:: REQUEST ::
Return each line containing the string "React".

:: RECORDS SHOWN ::
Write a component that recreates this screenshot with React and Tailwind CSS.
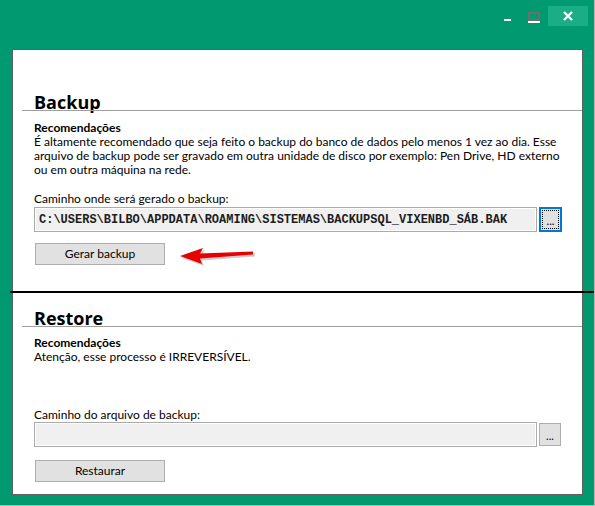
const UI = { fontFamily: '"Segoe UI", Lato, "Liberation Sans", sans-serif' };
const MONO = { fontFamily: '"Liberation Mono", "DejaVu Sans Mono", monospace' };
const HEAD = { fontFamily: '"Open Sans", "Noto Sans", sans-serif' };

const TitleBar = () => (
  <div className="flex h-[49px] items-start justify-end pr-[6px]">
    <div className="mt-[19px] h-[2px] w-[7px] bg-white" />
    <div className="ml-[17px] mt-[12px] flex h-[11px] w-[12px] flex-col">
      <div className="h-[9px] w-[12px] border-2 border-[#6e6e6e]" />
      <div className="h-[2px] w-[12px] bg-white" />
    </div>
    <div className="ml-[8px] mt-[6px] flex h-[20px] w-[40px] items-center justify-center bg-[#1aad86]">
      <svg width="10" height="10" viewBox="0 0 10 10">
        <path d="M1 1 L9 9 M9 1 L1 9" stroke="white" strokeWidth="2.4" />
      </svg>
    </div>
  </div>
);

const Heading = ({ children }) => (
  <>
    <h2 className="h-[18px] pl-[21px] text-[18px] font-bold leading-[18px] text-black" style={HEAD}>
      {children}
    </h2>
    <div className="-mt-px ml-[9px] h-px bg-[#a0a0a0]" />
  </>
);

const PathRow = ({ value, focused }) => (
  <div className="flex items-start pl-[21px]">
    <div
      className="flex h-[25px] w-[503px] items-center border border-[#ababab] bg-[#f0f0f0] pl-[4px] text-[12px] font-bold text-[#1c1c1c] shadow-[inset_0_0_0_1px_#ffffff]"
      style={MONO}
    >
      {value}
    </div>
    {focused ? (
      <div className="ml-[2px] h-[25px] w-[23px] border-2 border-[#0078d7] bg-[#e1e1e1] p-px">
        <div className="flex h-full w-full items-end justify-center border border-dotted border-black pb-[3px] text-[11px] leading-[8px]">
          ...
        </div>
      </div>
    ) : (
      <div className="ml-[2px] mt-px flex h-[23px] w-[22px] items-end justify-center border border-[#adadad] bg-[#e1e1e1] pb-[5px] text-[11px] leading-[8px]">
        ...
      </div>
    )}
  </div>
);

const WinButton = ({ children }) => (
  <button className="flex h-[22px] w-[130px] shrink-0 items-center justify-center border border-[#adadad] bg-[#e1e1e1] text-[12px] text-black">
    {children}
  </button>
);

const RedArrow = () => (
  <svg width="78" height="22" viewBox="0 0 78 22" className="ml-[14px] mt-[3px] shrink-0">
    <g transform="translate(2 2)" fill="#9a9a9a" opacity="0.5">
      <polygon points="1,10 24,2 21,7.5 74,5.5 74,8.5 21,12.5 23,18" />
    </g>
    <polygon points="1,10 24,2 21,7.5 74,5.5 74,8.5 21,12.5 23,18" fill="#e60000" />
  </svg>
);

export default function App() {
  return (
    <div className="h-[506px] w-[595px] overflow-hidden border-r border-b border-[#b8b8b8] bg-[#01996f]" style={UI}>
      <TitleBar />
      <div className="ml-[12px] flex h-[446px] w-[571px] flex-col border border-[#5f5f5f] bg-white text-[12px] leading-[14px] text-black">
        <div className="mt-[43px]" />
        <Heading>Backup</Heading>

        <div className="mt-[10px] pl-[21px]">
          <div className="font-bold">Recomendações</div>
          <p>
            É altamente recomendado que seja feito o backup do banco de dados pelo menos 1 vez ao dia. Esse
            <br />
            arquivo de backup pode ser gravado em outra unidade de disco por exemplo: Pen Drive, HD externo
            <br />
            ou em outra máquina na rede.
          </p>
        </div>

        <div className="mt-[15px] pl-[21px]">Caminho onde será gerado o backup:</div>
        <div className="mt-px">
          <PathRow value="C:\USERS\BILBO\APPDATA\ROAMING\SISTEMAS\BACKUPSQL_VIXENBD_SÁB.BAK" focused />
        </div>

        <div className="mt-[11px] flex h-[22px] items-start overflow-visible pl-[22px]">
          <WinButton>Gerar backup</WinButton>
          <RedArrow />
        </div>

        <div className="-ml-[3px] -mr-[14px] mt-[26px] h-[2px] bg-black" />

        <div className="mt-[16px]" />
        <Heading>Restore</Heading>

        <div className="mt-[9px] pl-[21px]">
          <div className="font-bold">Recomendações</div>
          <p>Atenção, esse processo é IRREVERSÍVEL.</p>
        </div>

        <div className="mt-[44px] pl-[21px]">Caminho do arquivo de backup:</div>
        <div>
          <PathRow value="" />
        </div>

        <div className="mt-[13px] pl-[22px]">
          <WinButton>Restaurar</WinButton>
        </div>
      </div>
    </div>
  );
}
* * *
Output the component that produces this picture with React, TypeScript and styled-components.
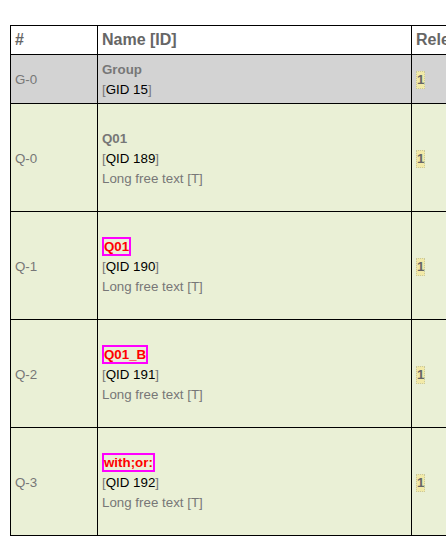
...
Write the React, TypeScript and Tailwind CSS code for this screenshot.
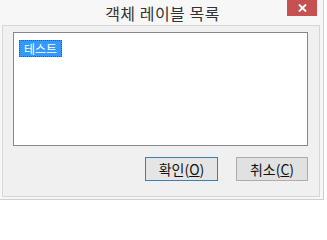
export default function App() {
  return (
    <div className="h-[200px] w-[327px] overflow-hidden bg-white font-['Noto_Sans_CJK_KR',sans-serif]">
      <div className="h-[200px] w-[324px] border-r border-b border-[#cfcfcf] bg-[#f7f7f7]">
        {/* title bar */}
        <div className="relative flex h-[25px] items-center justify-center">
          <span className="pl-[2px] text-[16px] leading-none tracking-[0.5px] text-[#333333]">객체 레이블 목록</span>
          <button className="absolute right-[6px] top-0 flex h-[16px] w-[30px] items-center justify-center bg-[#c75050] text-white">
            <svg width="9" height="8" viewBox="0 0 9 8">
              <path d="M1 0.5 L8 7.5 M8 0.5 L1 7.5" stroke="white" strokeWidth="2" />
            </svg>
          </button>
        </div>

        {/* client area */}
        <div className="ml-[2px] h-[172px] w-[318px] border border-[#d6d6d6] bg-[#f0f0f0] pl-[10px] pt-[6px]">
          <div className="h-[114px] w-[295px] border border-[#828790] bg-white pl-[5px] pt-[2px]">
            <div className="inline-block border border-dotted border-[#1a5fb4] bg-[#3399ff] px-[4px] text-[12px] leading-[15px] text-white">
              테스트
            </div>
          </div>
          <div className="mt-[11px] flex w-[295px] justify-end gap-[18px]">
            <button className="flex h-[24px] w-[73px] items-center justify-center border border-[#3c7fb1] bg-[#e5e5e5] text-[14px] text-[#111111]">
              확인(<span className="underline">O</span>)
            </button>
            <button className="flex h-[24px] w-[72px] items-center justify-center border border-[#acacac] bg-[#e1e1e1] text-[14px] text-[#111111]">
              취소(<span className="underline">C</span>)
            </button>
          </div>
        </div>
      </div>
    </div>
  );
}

:: TASK RESULT ::
Write a component that recreates this screenshot with React and Tailwind CSS.
Output the component that produces this picture with React, TypeScript and styled-components.
Write the React, TypeScript and Tailwind CSS code for this screenshot.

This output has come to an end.